* Start *

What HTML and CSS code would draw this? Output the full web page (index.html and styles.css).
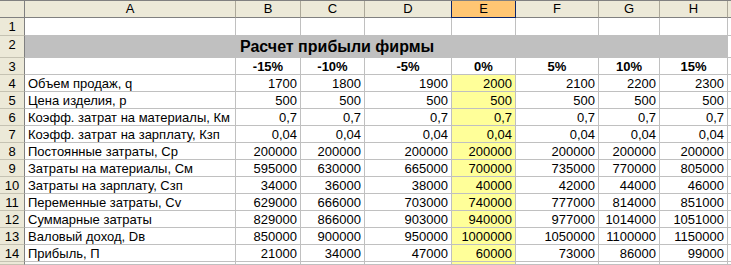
FILE: index.html
```html
<!DOCTYPE html>
<html lang="ru">
<head>
<meta charset="utf-8">
<link rel="stylesheet" href="styles.css">
</head>
<body>
<div class="sheet">
  <div class="ch corner"></div>
  <div class="ch">A</div>
  <div class="ch">B</div>
  <div class="ch">C</div>
  <div class="ch">D</div>
  <div class="ch sel">E</div>
  <div class="ch">F</div>
  <div class="ch">G</div>
  <div class="ch">H</div>
  <div class="ch last"></div>

  <div class="rh">1</div>
  <div class="c"></div><div class="c"></div><div class="c"></div><div class="c"></div><div class="c"></div><div class="c"></div><div class="c"></div><div class="c"></div><div class="c"></div>

  <div class="rh">2</div>
  <div class="c title-a"></div>
  <div class="c title">Расчет прибыли фирмы</div>
  <div class="c"></div>

  <div class="rh">3</div>
  <div class="c"></div>
  <div class="c pct">-15%</div>
  <div class="c pct">-10%</div>
  <div class="c pct">-5%</div>
  <div class="c pct">0%</div>
  <div class="c pct">5%</div>
  <div class="c pct">10%</div>
  <div class="c pct">15%</div>
  <div class="c"></div>

  <div class="rh">4</div>
  <div class="c lbl">Объем продаж, q</div>
  <div class="c n">1700</div><div class="c n">1800</div><div class="c n">1900</div><div class="c n hl">2000</div><div class="c n">2100</div><div class="c n">2200</div><div class="c n">2300</div><div class="c"></div>

  <div class="rh">5</div>
  <div class="c lbl">Цена изделия, p</div>
  <div class="c n">500</div><div class="c n">500</div><div class="c n">500</div><div class="c n hl">500</div><div class="c n">500</div><div class="c n">500</div><div class="c n">500</div><div class="c"></div>

  <div class="rh">6</div>
  <div class="c lbl">Коэфф. затрат на материалы, Км</div>
  <div class="c n">0,7</div><div class="c n">0,7</div><div class="c n">0,7</div><div class="c n hl">0,7</div><div class="c n">0,7</div><div class="c n">0,7</div><div class="c n">0,7</div><div class="c"></div>

  <div class="rh">7</div>
  <div class="c lbl">Коэфф. затрат на зарплату, Кзп</div>
  <div class="c n">0,04</div><div class="c n">0,04</div><div class="c n">0,04</div><div class="c n hl">0,04</div><div class="c n">0,04</div><div class="c n">0,04</div><div class="c n">0,04</div><div class="c"></div>

  <div class="rh">8</div>
  <div class="c lbl">Постоянные затраты, Cp</div>
  <div class="c n">200000</div><div class="c n">200000</div><div class="c n">200000</div><div class="c n hl">200000</div><div class="c n">200000</div><div class="c n">200000</div><div class="c n">200000</div><div class="c"></div>

  <div class="rh">9</div>
  <div class="c lbl">Затраты на материалы, Cм</div>
  <div class="c n">595000</div><div class="c n">630000</div><div class="c n">665000</div><div class="c n hl">700000</div><div class="c n">735000</div><div class="c n">770000</div><div class="c n">805000</div><div class="c"></div>

  <div class="rh">10</div>
  <div class="c lbl">Затраты на зарплату, Cзп</div>
  <div class="c n">34000</div><div class="c n">36000</div><div class="c n">38000</div><div class="c n hl">40000</div><div class="c n">42000</div><div class="c n">44000</div><div class="c n">46000</div><div class="c"></div>

  <div class="rh">11</div>
  <div class="c lbl">Переменные затраты, Cv</div>
  <div class="c n">629000</div><div class="c n">666000</div><div class="c n">703000</div><div class="c n hl">740000</div><div class="c n">777000</div><div class="c n">814000</div><div class="c n">851000</div><div class="c"></div>

  <div class="rh">12</div>
  <div class="c lbl">Суммарные затраты</div>
  <div class="c n">829000</div><div class="c n">866000</div><div class="c n">903000</div><div class="c n hl">940000</div><div class="c n">977000</div><div class="c n">1014000</div><div class="c n">1051000</div><div class="c"></div>

  <div class="rh">13</div>
  <div class="c lbl">Валовый доход, Dв</div>
  <div class="c n">850000</div><div class="c n">900000</div><div class="c n">950000</div><div class="c n hl">1000000</div><div class="c n">1050000</div><div class="c n">1100000</div><div class="c n">1150000</div><div class="c"></div>

  <div class="rh">14</div>
  <div class="c lbl">Прибыль, П</div>
  <div class="c n">21000</div><div class="c n">34000</div><div class="c n">47000</div><div class="c n hl">60000</div><div class="c n">73000</div><div class="c n">86000</div><div class="c n">99000</div><div class="c"></div>

  <div class="rh"></div>
  <div class="c"></div><div class="c"></div><div class="c"></div><div class="c"></div><div class="c hl"></div><div class="c"></div><div class="c"></div><div class="c"></div><div class="c"></div>
</div>
</body>
</html>
```
FILE: styles.css
```css
html, body {
  margin: 0;
  padding: 0;
  background: #ffffff;
}

.sheet {
  display: grid;
  grid-template-columns: 25px 211px 65px 64px 87px 64px 83px 61px 68px 1fr;
  grid-template-rows: 17px 18px 22px repeat(12, 17px);
  font-family: "Liberation Sans", Arial, sans-serif;
  font-size: 13px;
  color: #000;
  overflow: hidden;
  height: 265px;
  border-top: 1px solid #808080;
  box-sizing: border-box;
}

.sheet > div {
  box-sizing: border-box;
  white-space: nowrap;
  line-height: 15px;
  overflow: visible;
}

.ch {
  background: #ece9d8;
  border-right: 1px solid #aca899;
  border-bottom: 1px solid #808080;
  text-align: center;
  line-height: 15px;
}

.ch.corner {
  border-right: 1px solid #808080;
}

.ch.sel {
  background: #ffc673;
  border: 1px solid #0a246a;
  border-top: none;
  margin-left: -1px;
}

.ch.last {
  border-right: none;
}

.rh {
  background: #ece9d8;
  border-right: 1px solid #808080;
  border-bottom: 1px solid #c5c2b2;
  text-align: center;
  padding-top: 1px;
}

.c {
  border-right: 1px solid #c0c0c0;
  border-bottom: 1px solid #c0c0c0;
  padding: 1px 3px 0 3px;
}

.title-a {
  background: #c0c0c0;
  border-right: none;
}

.title {
  grid-column: 3 / 10;
  background: #c0c0c0;
  font-weight: bold;
  font-size: 16px;
  padding: 3px 4px 0 4px;
  line-height: 18px;
}

.pct {
  font-weight: bold;
  text-align: center;
}

.lbl {
  text-align: left;
}

.n {
  text-align: right;
}

.hl {
  background: #ffff99;
}
```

* End *

Task instructions – Leave out the pictures and reproduce the rest of the listing exactly.

The completed task –
What HTML and CSS code would draw this? Output the full web page (index.html and styles.css).
FILE: index.html
```html
<!DOCTYPE html>
<html lang="ru">
<head>
<meta charset="utf-8">
<link rel="stylesheet" href="styles.css">
</head>
<body>
<div class="sheet">
  <div class="ch corner"></div>
  <div class="ch">A</div>
  <div class="ch">B</div>
  <div class="ch">C</div>
  <div class="ch">D</div>
  <div class="ch sel">E</div>
  <div class="ch">F</div>
  <div class="ch">G</div>
  <div class="ch">H</div>
  <div class="ch last"></div>

  <div class="rh">1</div>
  <div class="c"></div><div class="c"></div><div class="c"></div><div class="c"></div><div class="c"></div><div class="c"></div><div class="c"></div><div class="c"></div><div class="c"></div>

  <div class="rh">2</div>
  <div class="c title-a"></div>
  <div class="c title">Расчет прибыли фирмы</div>
  <div class="c"></div>

  <div class="rh">3</div>
  <div class="c"></div>
  <div class="c pct">-15%</div>
  <div class="c pct">-10%</div>
  <div class="c pct">-5%</div>
  <div class="c pct">0%</div>
  <div class="c pct">5%</div>
  <div class="c pct">10%</div>
  <div class="c pct">15%</div>
  <div class="c"></div>

  <div class="rh">4</div>
  <div class="c lbl">Объем продаж, q</div>
  <div class="c n">1700</div><div class="c n">1800</div><div class="c n">1900</div><div class="c n hl">2000</div><div class="c n">2100</div><div class="c n">2200</div><div class="c n">2300</div><div class="c"></div>

  <div class="rh">5</div>
  <div class="c lbl">Цена изделия, p</div>
  <div class="c n">500</div><div class="c n">500</div><div class="c n">500</div><div class="c n hl">500</div><div class="c n">500</div><div class="c n">500</div><div class="c n">500</div><div class="c"></div>

  <div class="rh">6</div>
  <div class="c lbl">Коэфф. затрат на материалы, Км</div>
  <div class="c n">0,7</div><div class="c n">0,7</div><div class="c n">0,7</div><div class="c n hl">0,7</div><div class="c n">0,7</div><div class="c n">0,7</div><div class="c n">0,7</div><div class="c"></div>

  <div class="rh">7</div>
  <div class="c lbl">Коэфф. затрат на зарплату, Кзп</div>
  <div class="c n">0,04</div><div class="c n">0,04</div><div class="c n">0,04</div><div class="c n hl">0,04</div><div class="c n">0,04</div><div class="c n">0,04</div><div class="c n">0,04</div><div class="c"></div>

  <div class="rh">8</div>
  <div class="c lbl">Постоянные затраты, Cp</div>
  <div class="c n">200000</div><div class="c n">200000</div><div class="c n">200000</div><div class="c n hl">200000</div><div class="c n">200000</div><div class="c n">200000</div><div class="c n">200000</div><div class="c"></div>

  <div class="rh">9</div>
  <div class="c lbl">Затраты на материалы, Cм</div>
  <div class="c n">595000</div><div class="c n">630000</div><div class="c n">665000</div><div class="c n hl">700000</div><div class="c n">735000</div><div class="c n">770000</div><div class="c n">805000</div><div class="c"></div>

  <div class="rh">10</div>
  <div class="c lbl">Затраты на зарплату, Cзп</div>
  <div class="c n">34000</div><div class="c n">36000</div><div class="c n">38000</div><div class="c n hl">40000</div><div class="c n">42000</div><div class="c n">44000</div><div class="c n">46000</div><div class="c"></div>

  <div class="rh">11</div>
  <div class="c lbl">Переменные затраты, Cv</div>
  <div class="c n">629000</div><div class="c n">666000</div><div class="c n">703000</div><div class="c n hl">740000</div><div class="c n">777000</div><div class="c n">814000</div><div class="c n">851000</div><div class="c"></div>

  <div class="rh">12</div>
  <div class="c lbl">Суммарные затраты</div>
  <div class="c n">829000</div><div class="c n">866000</div><div class="c n">903000</div><div class="c n hl">940000</div><div class="c n">977000</div><div class="c n">1014000</div><div class="c n">1051000</div><div class="c"></div>

  <div class="rh">13</div>
  <div class="c lbl">Валовый доход, Dв</div>
  <div class="c n">850000</div><div class="c n">900000</div><div class="c n">950000</div><div class="c n hl">1000000</div><div class="c n">1050000</div><div class="c n">1100000</div><div class="c n">1150000</div><div class="c"></div>

  <div class="rh">14</div>
  <div class="c lbl">Прибыль, П</div>
  <div class="c n">21000</div><div class="c n">34000</div><div class="c n">47000</div><div class="c n hl">60000</div><div class="c n">73000</div><div class="c n">86000</div><div class="c n">99000</div><div class="c"></div>

  <div class="rh"></div>
  <div class="c"></div><div class="c"></div><div class="c"></div><div class="c"></div><div class="c hl"></div><div class="c"></div><div class="c"></div><div class="c"></div><div class="c"></div>
</div>
</body>
</html>
```
FILE: styles.css
```css
html, body {
  margin: 0;
  padding: 0;
  background: #ffffff;
}

.sheet {
  display: grid;
  grid-template-columns: 25px 211px 65px 64px 87px 64px 83px 61px 68px 1fr;
  grid-template-rows: 17px 18px 22px repeat(12, 17px);
  font-family: "Liberation Sans", Arial, sans-serif;
  font-size: 13px;
  color: #000;
  overflow: hidden;
  height: 265px;
  border-top: 1px solid #808080;
  box-sizing: border-box;
}

.sheet > div {
  box-sizing: border-box;
  white-space: nowrap;
  line-height: 15px;
  overflow: visible;
}

.ch {
  background: #ece9d8;
  border-right: 1px solid #aca899;
  border-bottom: 1px solid #808080;
  text-align: center;
  line-height: 15px;
}

.ch.corner {
  border-right: 1px solid #808080;
}

.ch.sel {
  background: #ffc673;
  border: 1px solid #0a246a;
  border-top: none;
  margin-left: -1px;
}

.ch.last {
  border-right: none;
}

.rh {
  background: #ece9d8;
  border-right: 1px solid #808080;
  border-bottom: 1px solid #c5c2b2;
  text-align: center;
  padding-top: 1px;
}

.c {
  border-right: 1px solid #c0c0c0;
  border-bottom: 1px solid #c0c0c0;
  padding: 1px 3px 0 3px;
}

.title-a {
  background: #c0c0c0;
  border-right: none;
}

.title {
  grid-column: 3 / 10;
  background: #c0c0c0;
  font-weight: bold;
  font-size: 16px;
  padding: 3px 4px 0 4px;
  line-height: 18px;
}

.pct {
  font-weight: bold;
  text-align: center;
}

.lbl {
  text-align: left;
}

.n {
  text-align: right;
}

.hl {
  background: #ffff99;
}
```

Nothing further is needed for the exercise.